Kapchorwa District is a district in the Eastern Region of Uganda. The town of Kapchorwa is the district's main municipal, administrative, and commercial center, and is the site of the district headquarters. It is also the home district of Stephen Kiprotich, the men's marathon gold medalist at the 2012 Summer Olympics, and Joshua Cheptegei, the men's 5,000 m gold medalist at the 2021 Summer Olympics in Tokyo.

==Location==
The district is bordered by Kween District to the northeast and east, Sironko District to the south, and Bulambuli District to the west and northeast. The district headquarters at Kapchorwa, which means "home of friends", are located approximately 65 km, by road, northeast of Mbale, the nearest large city. The district is approximately 295 km northeast of Kampala, the capital and largest city of Uganda. The coordinates of the district are 01 24N, 34 27E.

==Overview==
Under the colonial administration, Kapchorwa District was Sebei County, located in North Bugisu in the now defunct Bukedi District. Kapchorwa was granted district status on 1 February 1962, shortly before Uganda became an independent country.

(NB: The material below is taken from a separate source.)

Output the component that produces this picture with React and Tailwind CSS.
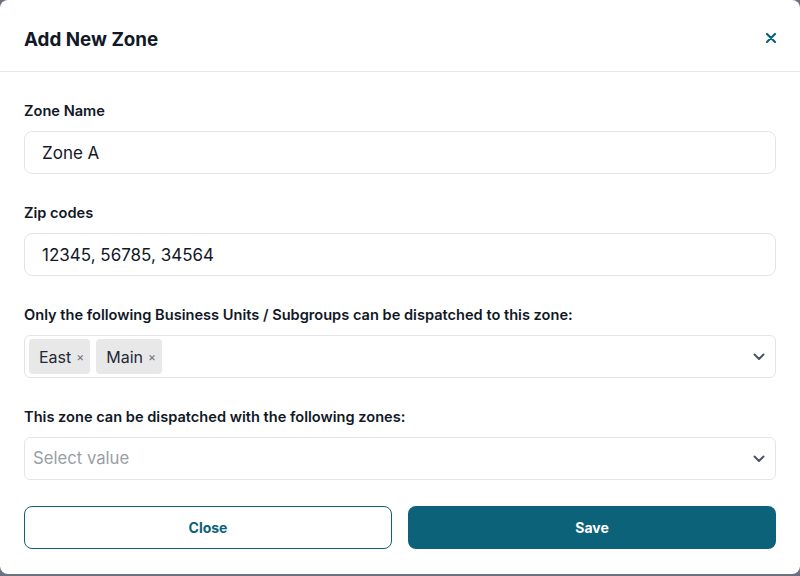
import { useState } from 'react'

function Chevron() {
  return (
    <svg width="12" height="8" viewBox="0 0 12 8" fill="none" className="shrink-0">
      <path d="M1.5 1.5l4.5 4.5 4.5-4.5" stroke="#4b5563" strokeWidth="2" strokeLinecap="round" strokeLinejoin="round" />
    </svg>
  )
}

function Chip({ label, onRemove }) {
  return (
    <div className="flex items-center h-[35px] pl-[10px] pr-[6px] rounded bg-[#e8e8e8] text-[16px] text-[#1f2937]">
      <span>{label}</span>
      <button onClick={onRemove} className="ml-[5px] text-[12px] leading-none text-[#6b7280]">×</button>
    </div>
  )
}

function Field({ label, children }) {
  return (
    <div className="flex flex-col">
      <label className="text-[14.6px] leading-5 font-semibold text-[#111827] mb-[10px]">{label}</label>
      {children}
    </div>
  )
}

export default function App() {
  const [name, setName] = useState('Zone A')
  const [zips, setZips] = useState('12345, 56785, 34564')
  const [units, setUnits] = useState(['East', 'Main'])

  return (
    <div className="h-[576px] w-full bg-gray-500 font-['Inter',sans-serif]">
      <div className="h-[574px] w-full bg-white rounded-lg flex flex-col">
        <header className="flex justify-between items-start pl-6 pr-6 pt-[26px] pb-[17px] border-b border-[#e5e7eb]">
          <h2 className="text-[18.8px] leading-7 font-bold text-[#111827]">Add New Zone</h2>
          <button className="mt-[2px] p-[5px] -mr-[5px]">
            <svg width="10" height="10" viewBox="0 0 10 10" fill="none">
              <path d="M1 1l8 8M9 1l-8 8" stroke="#0b6279" strokeWidth="2.2" strokeLinecap="round" />
            </svg>
          </button>
        </header>

        <main className="flex flex-col gap-[29px] px-6 pt-[29px]">
          <Field label="Zone Name">
            <input
              value={name}
              onChange={(e) => setName(e.target.value)}
              className="h-[43px] w-full rounded-lg border border-[#e2e4e8] pl-[17px] pr-3 text-[17px] text-[#111827] outline-none"
            />
          </Field>

          <Field label="Zip codes">
            <input
              value={zips}
              onChange={(e) => setZips(e.target.value)}
              className="h-[43px] w-full rounded-lg border border-[#e2e4e8] pl-[17px] pr-3 text-[17px] text-[#111827] outline-none"
            />
          </Field>

          <Field label="Only the following Business Units / Subgroups can be dispatched to this zone:">
            <div className="h-[43px] w-full rounded-md border border-[#e2e4e8] flex items-center pl-[4px] pr-[10px]">
              <div className="flex-1 flex items-center gap-[6px]">
                {units.map((u) => (
                  <Chip key={u} label={u} onRemove={() => setUnits(units.filter((x) => x !== u))} />
                ))}
              </div>
              <Chevron />
            </div>
          </Field>

          <Field label="This zone can be dispatched with the following zones:">
            <div className="h-[43px] w-full rounded-md border border-[#e2e4e8] flex items-center pl-[8px] pr-[10px]">
              <span className="flex-1 text-[16.7px] text-[#9a9ea6]">Select value</span>
              <Chevron />
            </div>
          </Field>
        </main>

        <footer className="grid grid-cols-2 gap-4 px-6 mt-[26px]">
          <button className="h-[43px] rounded-lg border border-[#0b6279] text-sm font-bold text-[#0b6279] bg-white">
            Close
          </button>
          <button className="h-[43px] rounded-lg bg-[#0b6279] text-sm font-bold text-white">
            Save
          </button>
        </footer>
      </div>
    </div>
  )
}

Kapchorwa District is home mostly to Kalenjin peoples, including the sub-groups Sabiny, Pokot, and Nandi. They were mainly cattle keepers in the late 1960s, but that changed when their northern neighbors, the Karamojong, raided most of their cattle and displaced hundreds of people. The populations most affected lived along the Kapchorwa plains; particularly in Ngenge Sub-County of Kapchorwa District and in Bukwo District. This displacement of the population has resulted in abject poverty among the affected households. People have been forced to live in Internally Displaced People camps, with very limited resources.

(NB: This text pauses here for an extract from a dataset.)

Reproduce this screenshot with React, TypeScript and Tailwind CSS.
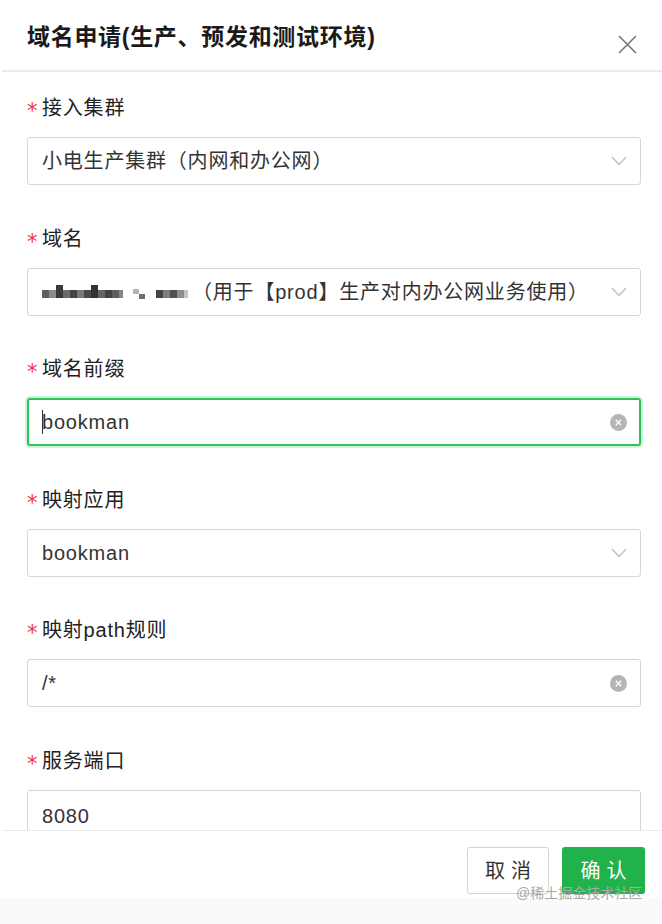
import React from "react";

const Chevron = () => (
  <svg width="16" height="10" viewBox="0 0 16 10" fill="none" className="shrink-0">
    <path d="M1 1 L8 8.5 L15 1" stroke="#bdbdbd" strokeWidth="1.3" />
  </svg>
);

const ClearIcon = () => (
  <span className="w-[17px] h-[17px] rounded-full bg-[#b5b5b5] flex items-center justify-center shrink-0">
    <svg width="7" height="7" viewBox="0 0 7 7">
      <path d="M0.8 0.8 L6.2 6.2 M6.2 0.8 L0.8 6.2" stroke="#fff" strokeWidth="1.3" />
    </svg>
  </span>
);

const Label = ({ text }: { text: string }) => (
  <div className="h-[28px] flex items-center mb-[15px]">
    <span className="text-[#f0353b] text-[21px] w-[15px] leading-none pt-[7px] font-['DejaVu_Sans',sans-serif]">*</span>
    <span className="text-[20px] text-[#222] tracking-[0.8px]">{text}</span>
  </div>
);

const Box = ({
  children,
  focused,
  right,
}: {
  children: React.ReactNode;
  focused?: boolean;
  right?: React.ReactNode;
}) => (
  <div
    className={
      focused
        ? "h-[48px] shrink-0 rounded-[3px] border-2 border-[#2ec25b] shadow-[0_0_0_2px_rgba(46,194,91,0.22)] flex items-center pl-[13px] pr-[12px] mb-[39.5px]"
        : "h-[48px] shrink-0 rounded-[3px] border border-[#d6d6d6] flex items-center pl-[14px] pr-[13px] mb-[39.5px]"
    }
  >
    <div className="flex-1 min-w-0 flex items-center text-[20px] tracking-[0.8px] text-[#333] whitespace-nowrap">{children}</div>
    {right}
  </div>
);

const Mosaic = () => (
  <svg width="150" height="16" viewBox="0 0 150 16" className="shrink-0">
    <rect x="0" y="6" width="7" height="8" fill="#5e5e5e" />
    <rect x="7" y="6" width="7" height="8" fill="#8a8a8a" />
    <rect x="14" y="1" width="7" height="13" fill="#3a3a3a" />
    <rect x="21" y="6" width="7" height="8" fill="#6b6b6b" />
    <rect x="28" y="6" width="7" height="8" fill="#444" />
    <rect x="35" y="6" width="7" height="8" fill="#7a7a7a" />
    <rect x="42" y="6" width="7" height="8" fill="#4a4a4a" />
    <rect x="49" y="1" width="7" height="13" fill="#333" />
    <rect x="56" y="6" width="7" height="8" fill="#666" />
    <rect x="63" y="6" width="7" height="8" fill="#444" />
    <rect x="70" y="6" width="7" height="8" fill="#5e5e5e" />
    <rect x="77" y="6" width="4" height="8" fill="#888" />
    <rect x="91" y="5" width="6" height="5" fill="#b5b5b5" />
    <rect x="97" y="10" width="6" height="5" fill="#6e6e6e" />
    <rect x="114" y="6" width="7" height="8" fill="#444" />
    <rect x="121" y="6" width="7" height="8" fill="#7e7e7e" />
    <rect x="128" y="6" width="7" height="8" fill="#505050" />
    <rect x="135" y="6" width="7" height="8" fill="#8e8e8e" />
    <rect x="142" y="6" width="4" height="8" fill="#c4c4c4" />
  </svg>
);

export default function App() {
  return (
    <div className="w-[662px] h-[924px] bg-white flex flex-col overflow-hidden font-['Liberation_Sans','Noto_Sans_CJK_SC',sans-serif] relative">
      {/* Header */}
      <div className="h-[70px] flex items-start justify-between pl-[27px] pr-[25px] pt-[20px] shrink-0">
        <div className="text-[23px] font-bold text-[#1a1a1a] leading-[34px] tracking-[0.7px]">
          域名申请(生产、预发和测试环境)
        </div>
        <svg width="19" height="19" viewBox="0 0 19 19" className="mt-[15px]">
          <path d="M1 1 L18 18 M18 1 L1 18" stroke="#767676" strokeWidth="1.6" />
        </svg>
      </div>
      <div className="ml-[2px] h-[2px] bg-[#ebebeb] shrink-0" />

      {/* Body */}
      <div className="h-[758px] shrink-0 overflow-hidden pl-[27px] pr-[21px] pt-[22px] flex flex-col">
        <Label text="接入集群" />
        <Box right={<Chevron />}>小电生产集群（内网和办公网）</Box>

        <Label text="域名" />
        <Box right={<Chevron />}>
          <Mosaic />
          <span>（用于【prod】生产对内办公网业务使用）</span>
        </Box>

        <Label text="域名前缀" />
        <Box focused right={<ClearIcon />}>
          <span className="w-[1px] h-[24px] bg-[#333] mr-[-1px]" />
          bookman
        </Box>

        <Label text="映射应用" />
        <Box right={<Chevron />}>bookman</Box>

        <Label text="映射path规则" />
        <Box right={<ClearIcon />}>/*</Box>

        <Label text="服务端口" />
        <Box>
          <span className="pt-[4px]">8080</span>
        </Box>
      </div>

      {/* Footer */}
      <div className="ml-[2px] h-[1px] bg-[#ebebeb] shrink-0" />
      <div className="h-[67px] shrink-0 flex justify-end items-start pt-[16px] pr-[17px] gap-[13px]">
        <button className="w-[82px] h-[47px] rounded-[3px] border border-[#d4d4d4] bg-white text-[20px] text-[#333] tracking-[6px] pl-[6px]">
          取消
        </button>
        <button className="w-[83px] h-[47px] rounded-[3px] bg-[#22b24c] text-[20px] text-white tracking-[6px] pl-[6px]">
          确认
        </button>
      </div>
      <div className="flex-1 bg-[#fafafa]" />
      <div className="absolute left-[516px] top-[883px] text-[14px] text-[#a8a8a8] leading-[20px]">
        @稀土掘金技术社区
      </div>
    </div>
  );
}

In 2005, Kongasis County was split off of the district to form Bukwo District. In 2010, more territory was peeled off to form Kween District. Together, Kapchorwa District, Bukwo District, and Kween District comprise the Sebei sub-region, home to an estimated 200,000 according to the 2002 national census.

==Population==
In 1991, the national population census estimated the district population at 48,700. The 2002 national census estimated the population at 74,300, with an annual growth rate of 4.5 percent. In 2012, it was estimated that the population had grown to about 114,100. In August 2014, the national population census enumerated the population at 104,580.

==Economic activities==
Subsistence agriculture is the main economic activity in Kapchorwa District. Crops grown include the following:

- Millet
- Potatoes
- Beans
- Simsim
- Sunflower
- Cotton
- Coffee
- Wheat
- Tomatoes
- Cabbage
- Passion fruit
- Onions
- Tourism

Animal husbandry is practised; the livestock domesticated are mainly cattle, goats, and chickens.